--- Information supplied ---
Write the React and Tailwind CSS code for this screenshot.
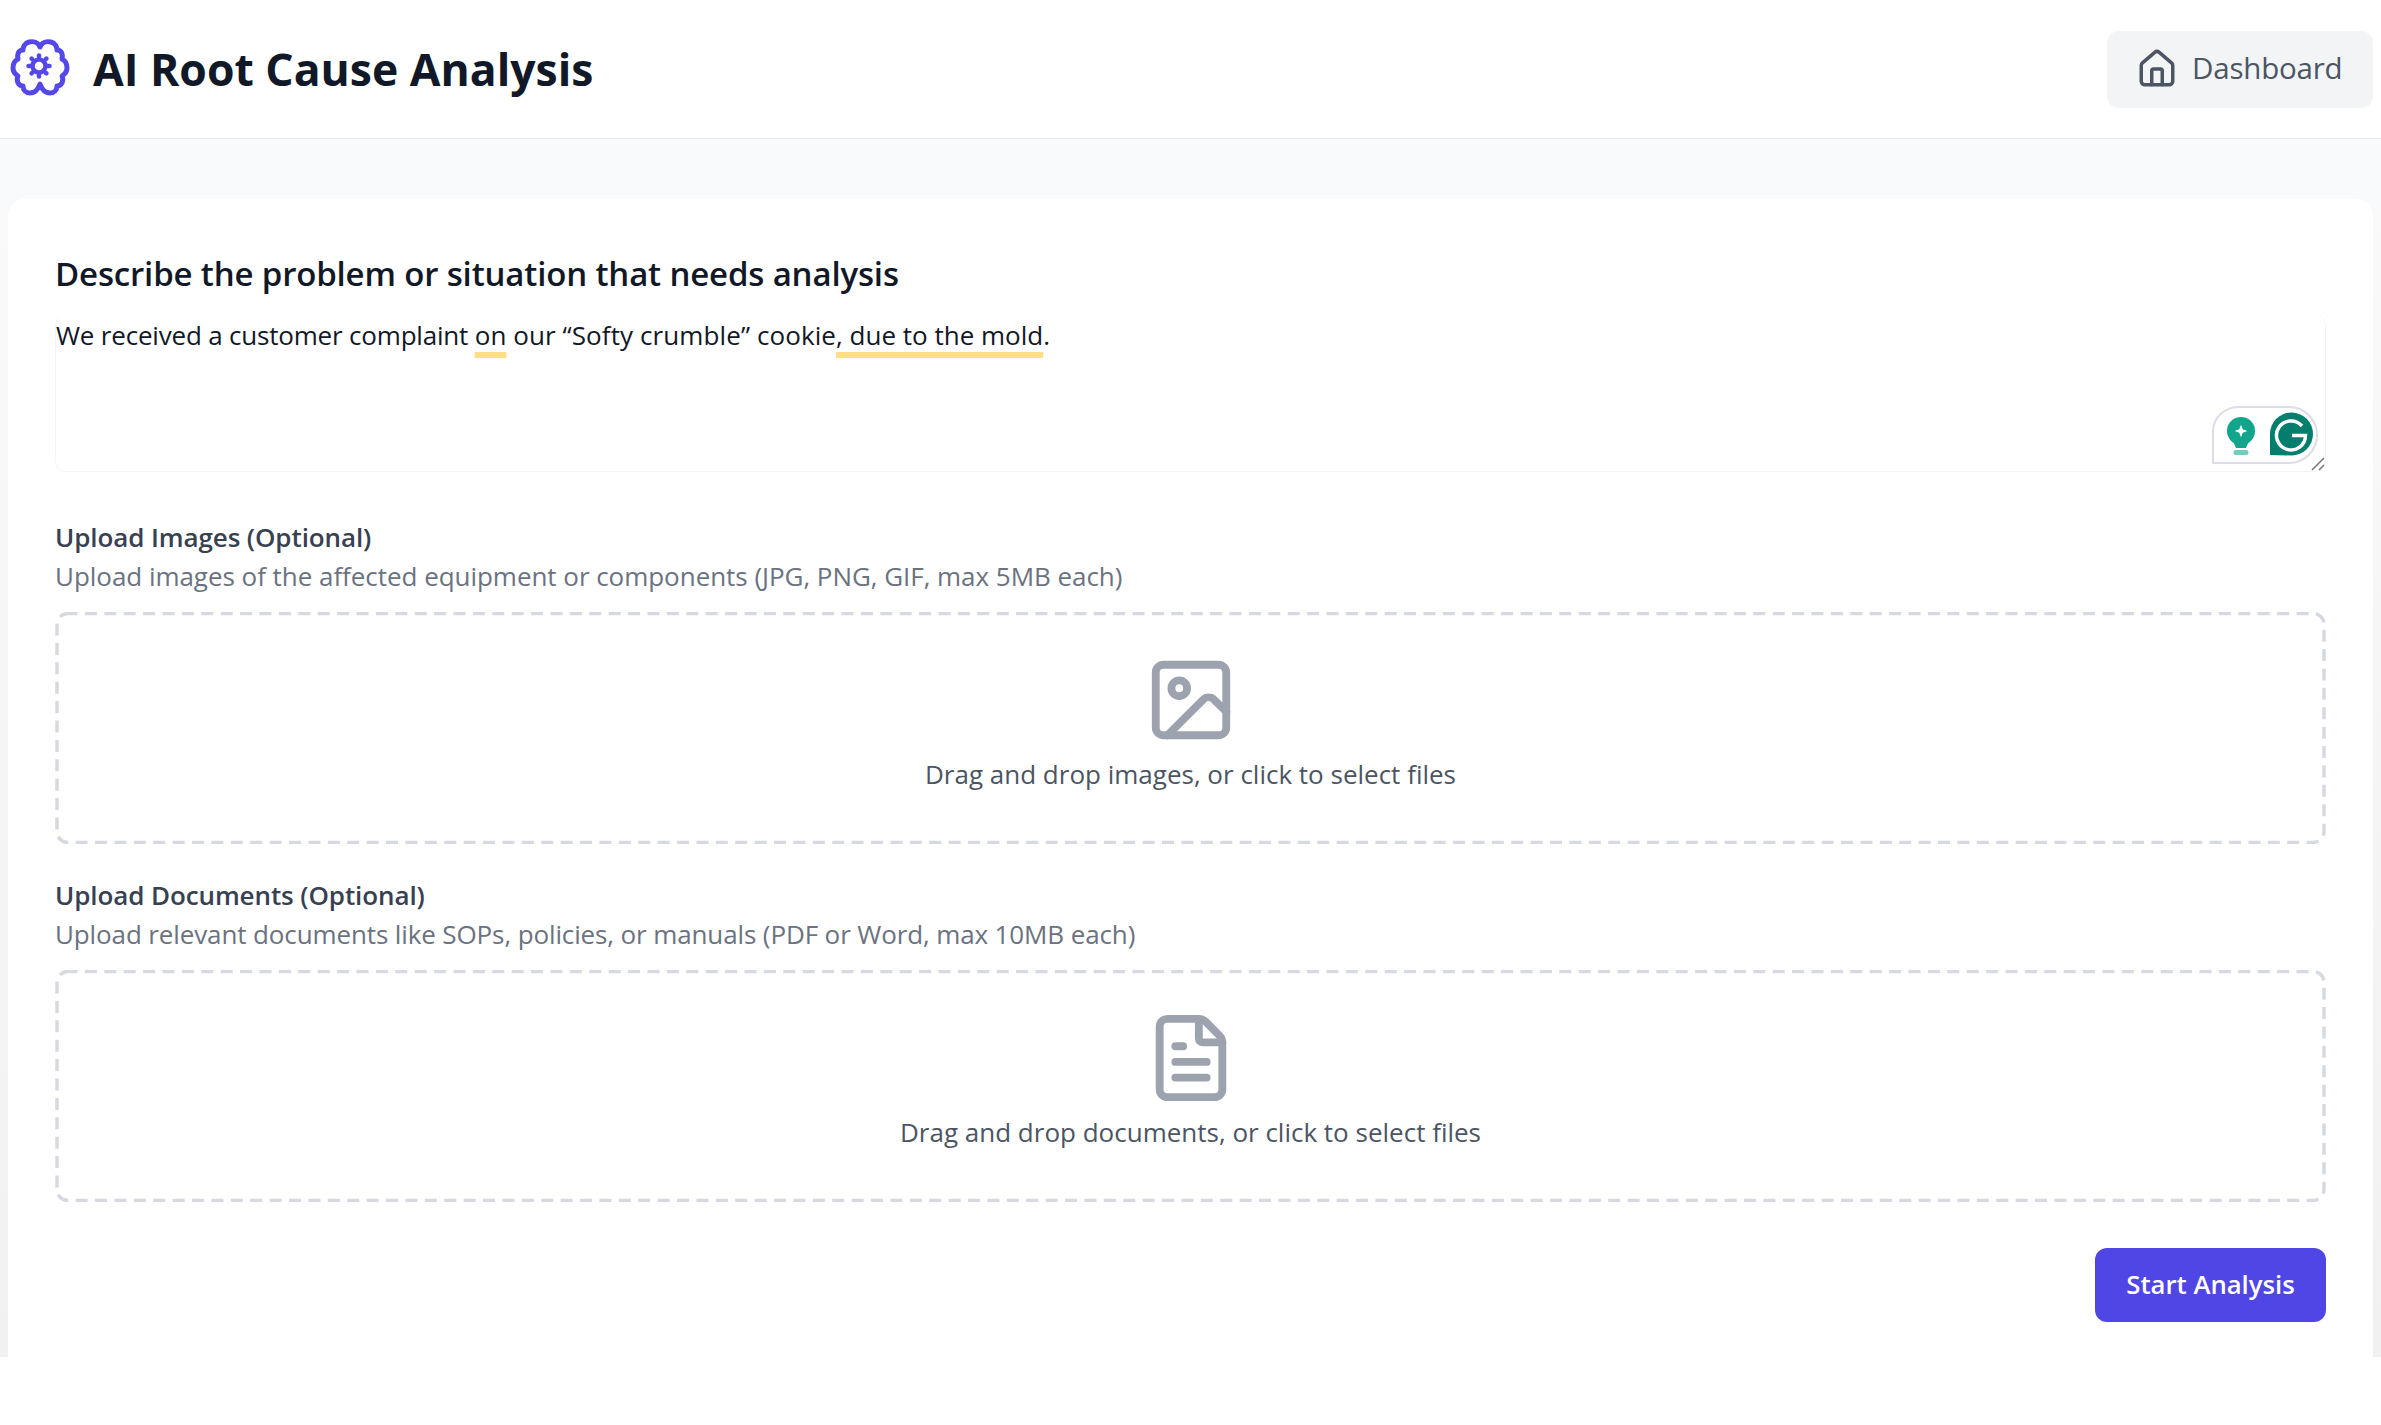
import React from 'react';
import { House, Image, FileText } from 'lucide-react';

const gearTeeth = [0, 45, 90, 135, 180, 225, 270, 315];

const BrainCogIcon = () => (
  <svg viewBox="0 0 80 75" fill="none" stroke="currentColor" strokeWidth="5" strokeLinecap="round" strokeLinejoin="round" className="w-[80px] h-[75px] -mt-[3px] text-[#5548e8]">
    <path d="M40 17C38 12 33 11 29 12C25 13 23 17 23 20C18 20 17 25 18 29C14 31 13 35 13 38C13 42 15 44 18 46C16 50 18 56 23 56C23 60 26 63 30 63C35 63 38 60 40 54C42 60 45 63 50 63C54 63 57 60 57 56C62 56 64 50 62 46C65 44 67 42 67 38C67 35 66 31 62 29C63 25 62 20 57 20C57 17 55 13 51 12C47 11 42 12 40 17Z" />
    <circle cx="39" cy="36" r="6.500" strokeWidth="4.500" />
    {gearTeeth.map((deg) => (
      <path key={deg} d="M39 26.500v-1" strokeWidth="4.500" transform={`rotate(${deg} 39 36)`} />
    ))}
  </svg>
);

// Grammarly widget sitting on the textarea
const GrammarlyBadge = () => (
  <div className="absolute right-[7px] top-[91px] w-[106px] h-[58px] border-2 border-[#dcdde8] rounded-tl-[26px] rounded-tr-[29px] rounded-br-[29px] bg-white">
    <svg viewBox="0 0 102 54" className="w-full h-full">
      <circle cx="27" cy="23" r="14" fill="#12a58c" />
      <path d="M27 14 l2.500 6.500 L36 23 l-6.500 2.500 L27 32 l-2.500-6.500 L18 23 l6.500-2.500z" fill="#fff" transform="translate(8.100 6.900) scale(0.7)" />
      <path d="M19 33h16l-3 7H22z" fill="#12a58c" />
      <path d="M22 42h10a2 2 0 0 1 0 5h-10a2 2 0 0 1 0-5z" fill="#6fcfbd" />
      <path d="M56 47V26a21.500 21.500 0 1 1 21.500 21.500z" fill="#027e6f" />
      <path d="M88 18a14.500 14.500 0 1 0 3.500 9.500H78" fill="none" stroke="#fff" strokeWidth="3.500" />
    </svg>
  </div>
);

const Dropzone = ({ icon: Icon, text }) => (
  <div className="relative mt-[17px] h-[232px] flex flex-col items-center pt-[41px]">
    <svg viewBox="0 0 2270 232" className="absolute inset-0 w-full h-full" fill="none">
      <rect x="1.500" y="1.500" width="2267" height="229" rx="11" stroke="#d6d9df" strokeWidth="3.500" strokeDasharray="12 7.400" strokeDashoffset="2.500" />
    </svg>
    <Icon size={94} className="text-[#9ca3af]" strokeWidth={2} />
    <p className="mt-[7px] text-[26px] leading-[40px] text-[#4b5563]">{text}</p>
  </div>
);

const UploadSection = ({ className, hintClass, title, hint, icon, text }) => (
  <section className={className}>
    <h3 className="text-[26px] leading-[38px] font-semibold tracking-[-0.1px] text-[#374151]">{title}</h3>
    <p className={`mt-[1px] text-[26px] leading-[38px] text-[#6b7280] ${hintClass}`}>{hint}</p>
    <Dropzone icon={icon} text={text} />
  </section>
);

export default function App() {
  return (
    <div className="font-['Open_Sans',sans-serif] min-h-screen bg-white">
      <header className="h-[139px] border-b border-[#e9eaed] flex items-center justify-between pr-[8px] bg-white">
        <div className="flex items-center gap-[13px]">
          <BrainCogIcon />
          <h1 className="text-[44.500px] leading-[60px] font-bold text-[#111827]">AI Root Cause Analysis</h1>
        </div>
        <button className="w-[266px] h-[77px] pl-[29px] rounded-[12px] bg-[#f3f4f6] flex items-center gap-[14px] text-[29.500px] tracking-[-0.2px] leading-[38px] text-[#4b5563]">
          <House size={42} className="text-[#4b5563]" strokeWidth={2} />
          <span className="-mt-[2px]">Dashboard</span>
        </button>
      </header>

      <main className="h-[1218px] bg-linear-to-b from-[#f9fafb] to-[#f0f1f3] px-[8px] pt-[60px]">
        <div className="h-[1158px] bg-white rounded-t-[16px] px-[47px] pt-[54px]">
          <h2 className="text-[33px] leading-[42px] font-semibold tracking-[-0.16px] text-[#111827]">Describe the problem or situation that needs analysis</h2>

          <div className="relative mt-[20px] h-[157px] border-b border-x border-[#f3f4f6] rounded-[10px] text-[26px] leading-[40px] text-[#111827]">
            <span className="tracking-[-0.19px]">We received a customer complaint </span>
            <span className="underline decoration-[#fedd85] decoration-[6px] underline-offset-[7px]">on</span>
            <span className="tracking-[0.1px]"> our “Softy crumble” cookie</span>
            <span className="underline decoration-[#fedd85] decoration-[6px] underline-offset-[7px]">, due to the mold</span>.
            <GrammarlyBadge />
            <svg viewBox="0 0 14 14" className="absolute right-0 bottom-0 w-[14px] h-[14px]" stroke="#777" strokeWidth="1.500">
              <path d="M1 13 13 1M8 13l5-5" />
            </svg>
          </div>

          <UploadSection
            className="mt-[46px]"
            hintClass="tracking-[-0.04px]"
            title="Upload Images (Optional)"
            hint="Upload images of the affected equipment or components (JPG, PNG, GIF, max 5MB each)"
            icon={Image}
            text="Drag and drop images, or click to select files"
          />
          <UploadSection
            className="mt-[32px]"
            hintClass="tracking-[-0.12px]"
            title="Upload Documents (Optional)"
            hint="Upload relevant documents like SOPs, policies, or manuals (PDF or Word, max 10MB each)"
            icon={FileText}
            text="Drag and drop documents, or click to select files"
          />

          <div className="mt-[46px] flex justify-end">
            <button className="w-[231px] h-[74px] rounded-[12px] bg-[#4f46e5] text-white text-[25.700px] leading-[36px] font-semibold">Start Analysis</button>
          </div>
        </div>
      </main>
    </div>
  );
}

--- What the task requires ---
Produce an exact copy of each line of data, skipping embedded images.

--- Result below ---
Write the React and Tailwind CSS code for this screenshot.
import React from 'react';
import { House, Image, FileText } from 'lucide-react';

const gearTeeth = [0, 45, 90, 135, 180, 225, 270, 315];

const BrainCogIcon = () => (
  <svg viewBox="0 0 80 75" fill="none" stroke="currentColor" strokeWidth="5" strokeLinecap="round" strokeLinejoin="round" className="w-[80px] h-[75px] -mt-[3px] text-[#5548e8]">
    <path d="M40 17C38 12 33 11 29 12C25 13 23 17 23 20C18 20 17 25 18 29C14 31 13 35 13 38C13 42 15 44 18 46C16 50 18 56 23 56C23 60 26 63 30 63C35 63 38 60 40 54C42 60 45 63 50 63C54 63 57 60 57 56C62 56 64 50 62 46C65 44 67 42 67 38C67 35 66 31 62 29C63 25 62 20 57 20C57 17 55 13 51 12C47 11 42 12 40 17Z" />
    <circle cx="39" cy="36" r="6.500" strokeWidth="4.500" />
    {gearTeeth.map((deg) => (
      <path key={deg} d="M39 26.500v-1" strokeWidth="4.500" transform={`rotate(${deg} 39 36)`} />
    ))}
  </svg>
);

// Grammarly widget sitting on the textarea
const GrammarlyBadge = () => (
  <div className="absolute right-[7px] top-[91px] w-[106px] h-[58px] border-2 border-[#dcdde8] rounded-tl-[26px] rounded-tr-[29px] rounded-br-[29px] bg-white">
    <svg viewBox="0 0 102 54" className="w-full h-full">
      <circle cx="27" cy="23" r="14" fill="#12a58c" />
      <path d="M27 14 l2.500 6.500 L36 23 l-6.500 2.500 L27 32 l-2.500-6.500 L18 23 l6.500-2.500z" fill="#fff" transform="translate(8.100 6.900) scale(0.7)" />
      <path d="M19 33h16l-3 7H22z" fill="#12a58c" />
      <path d="M22 42h10a2 2 0 0 1 0 5h-10a2 2 0 0 1 0-5z" fill="#6fcfbd" />
      <path d="M56 47V26a21.500 21.500 0 1 1 21.500 21.500z" fill="#027e6f" />
      <path d="M88 18a14.500 14.500 0 1 0 3.500 9.500H78" fill="none" stroke="#fff" strokeWidth="3.500" />
    </svg>
  </div>
);

const Dropzone = ({ icon: Icon, text }) => (
  <div className="relative mt-[17px] h-[232px] flex flex-col items-center pt-[41px]">
    <svg viewBox="0 0 2270 232" className="absolute inset-0 w-full h-full" fill="none">
      <rect x="1.500" y="1.500" width="2267" height="229" rx="11" stroke="#d6d9df" strokeWidth="3.500" strokeDasharray="12 7.400" strokeDashoffset="2.500" />
    </svg>
    <Icon size={94} className="text-[#9ca3af]" strokeWidth={2} />
    <p className="mt-[7px] text-[26px] leading-[40px] text-[#4b5563]">{text}</p>
  </div>
);

const UploadSection = ({ className, hintClass, title, hint, icon, text }) => (
  <section className={className}>
    <h3 className="text-[26px] leading-[38px] font-semibold tracking-[-0.1px] text-[#374151]">{title}</h3>
    <p className={`mt-[1px] text-[26px] leading-[38px] text-[#6b7280] ${hintClass}`}>{hint}</p>
    <Dropzone icon={icon} text={text} />
  </section>
);

export default function App() {
  return (
    <div className="font-['Open_Sans',sans-serif] min-h-screen bg-white">
      <header className="h-[139px] border-b border-[#e9eaed] flex items-center justify-between pr-[8px] bg-white">
        <div className="flex items-center gap-[13px]">
          <BrainCogIcon />
          <h1 className="text-[44.500px] leading-[60px] font-bold text-[#111827]">AI Root Cause Analysis</h1>
        </div>
        <button className="w-[266px] h-[77px] pl-[29px] rounded-[12px] bg-[#f3f4f6] flex items-center gap-[14px] text-[29.500px] tracking-[-0.2px] leading-[38px] text-[#4b5563]">
          <House size={42} className="text-[#4b5563]" strokeWidth={2} />
          <span className="-mt-[2px]">Dashboard</span>
        </button>
      </header>

      <main className="h-[1218px] bg-linear-to-b from-[#f9fafb] to-[#f0f1f3] px-[8px] pt-[60px]">
        <div className="h-[1158px] bg-white rounded-t-[16px] px-[47px] pt-[54px]">
          <h2 className="text-[33px] leading-[42px] font-semibold tracking-[-0.16px] text-[#111827]">Describe the problem or situation that needs analysis</h2>

          <div className="relative mt-[20px] h-[157px] border-b border-x border-[#f3f4f6] rounded-[10px] text-[26px] leading-[40px] text-[#111827]">
            <span className="tracking-[-0.19px]">We received a customer complaint </span>
            <span className="underline decoration-[#fedd85] decoration-[6px] underline-offset-[7px]">on</span>
            <span className="tracking-[0.1px]"> our “Softy crumble” cookie</span>
            <span className="underline decoration-[#fedd85] decoration-[6px] underline-offset-[7px]">, due to the mold</span>.
            <GrammarlyBadge />
            <svg viewBox="0 0 14 14" className="absolute right-0 bottom-0 w-[14px] h-[14px]" stroke="#777" strokeWidth="1.500">
              <path d="M1 13 13 1M8 13l5-5" />
            </svg>
          </div>

          <UploadSection
            className="mt-[46px]"
            hintClass="tracking-[-0.04px]"
            title="Upload Images (Optional)"
            hint="Upload images of the affected equipment or components (JPG, PNG, GIF, max 5MB each)"
            icon={Image}
            text="Drag and drop images, or click to select files"
          />
          <UploadSection
            className="mt-[32px]"
            hintClass="tracking-[-0.12px]"
            title="Upload Documents (Optional)"
            hint="Upload relevant documents like SOPs, policies, or manuals (PDF or Word, max 10MB each)"
            icon={FileText}
            text="Drag and drop documents, or click to select files"
          />

          <div className="mt-[46px] flex justify-end">
            <button className="w-[231px] h-[74px] rounded-[12px] bg-[#4f46e5] text-white text-[25.700px] leading-[36px] font-semibold">Start Analysis</button>
          </div>
        </div>
      </main>
    </div>
  );
}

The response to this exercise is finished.